There are 15 Board members.
On the average, this means 2,200 decisions per Board member per year.
180 decisions per Board member per month.
Assuming a 40 hour week, 50 weeks per year, each Board member works 2,000 hours per year.
That’s 55 minutes per case.
If absences due to illness, training, conferences, or even coffee breaks are calculated, the time spent on each appeal is even less.
In such a system, it’s an open question whether justice, fairness, and due process for immigrants truly exists.
BIA Improvement . . . Or Not?
Juan Osuna, acting director of the immigration court system, proudly testified about the progress made by the BIA in recent years at a Senate Judiciary Committee two weeks ago.
He noted the number of appeals going to federal courts are now about ½ what were they were at the high-water mark in 2005.
As part of the Bush administration’s streamlining reforms for immigration courts, the BIA implemented an affirmance without opinion (AWO) policy shortly after he took office.
Under this approach, a single member of the BIA was allowed to affirm a decision of an immigration judge without opinion. One sentence. Nothing more.
Before streamlining, all appellate decisions required three Board members.
The policy was intended to apply only in a limited category of cases. Yet, by 2002, AWOs accounted for 36% of Board decisions, most of which denied appeals filed by immigrants.
Fighting to remain in the country, immigrants took their cases to the next level, federal appellate courts.
In 2002, immigration appeals were 8% of Ninth Circuit cases. Three years later, they constituted 48%.
Faced with the flood of new cases, federal judges lambasted the streamlining process. Their criticisms helped change how the BIA handles appeals.
At least in part.
Today most BIA decisions are longer than one sentence. Including long-winded opening recitals of case history, opinions are often 2-3 sentences . . . even when the issues appear to merit longer analysis.
It’s the 55 minute rule.
The problem is no longer affirmances without opinion.
Now, it’s affirmances without thought.
The Legacy Of Streamlining
To be fair, labeling all BIA opinions as affirmances without thought is a bit exaggerated.
Some cases, after all, are easier than others. They take less time to handle. 55 minutes may be sufficient.
Still, many immigration appeals revolve around difficult issues. In these matters, Board members cannot read the court transcripts, study the pleadings, motions, and evidence filed by the parties, and research the legal and factual issues under dispute in such a short window.
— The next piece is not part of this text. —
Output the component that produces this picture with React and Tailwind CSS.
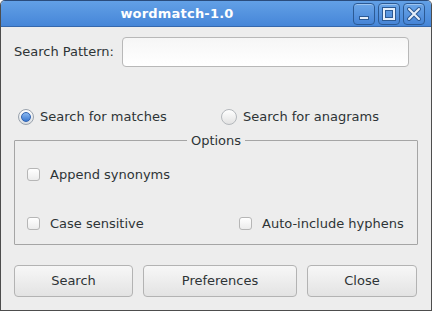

The problem stems from the legacy of streamlining.
Although the BIA has reduced the number of AWOs, other aspects of streamlining remain in place.
Like the elimination of the Board’s authority to conduct de novo fact finding.
In its place, the BIA’s review of case facts and credibility determinations was changed to a “clearly erroneous” standard – a more stringent standard which hinders the Board’s ability not only to correct mistakes by immigration judges, but also to check against unwarranted disparities among judges in factually similar cases.
The full effect of this shift is not clear. Yet, there are some clues.
Prior to the 2002 changes, immigrants won 25% of their appeals with the BIA. Shortly after, the number of appeals granted dropped to 10%. The current figures are unknown.
In addition, two issues are conspicuously missing from the Department of Justice’s FY 2010 Statistical Year Book:
- How much time, on the average, does the BIA spend on appeals filed by the government vis-a-vis those filed by immigrants?
- How often, in terms of percentage, does the BIA grant appeals filed by the government vis-a-vis those filed by immigrants?
The BIA As Rubber-Stamp: Perception Or Reality?
For example, in Immigration Appeals: The Need To Reform BIA Procedures, I discussed the frustration of two colleagues who had presented the same issue in separate cases. At their hearings, the issue was interpreted in two different ways by two different judges from the same immigration court.
One judge noted the immigrant’s testimony about his relocation plans was not specific enough. The other held against the immigrant because his testimony about relocation was too specific.
Both filed appeals with the BIA.
Logically, there is a mid-point. Unfortunately, neither statute nor case law has shed much insight on the subject.
On appeal, rather than resolve the apparent contradiction, the BIA did not find either position “clearly erroneous.” It ignored the issue altogether in the first case. In the second matter, the Board minimized the issue, choosing to affirm the judge’s analysis without opinion, and likely without deep thought.
Both immigrants lost their appeal.
In the view of many Riverside immigration attorneys, this type of outcome is not unusual.
The BIA’s penchant for truncated decisions, regardless of case complexity, fuels a perception that the Board operates as a rubber stamp for immigration judges.
It’s hard to disagree when the judges are on a 55 minute time clock.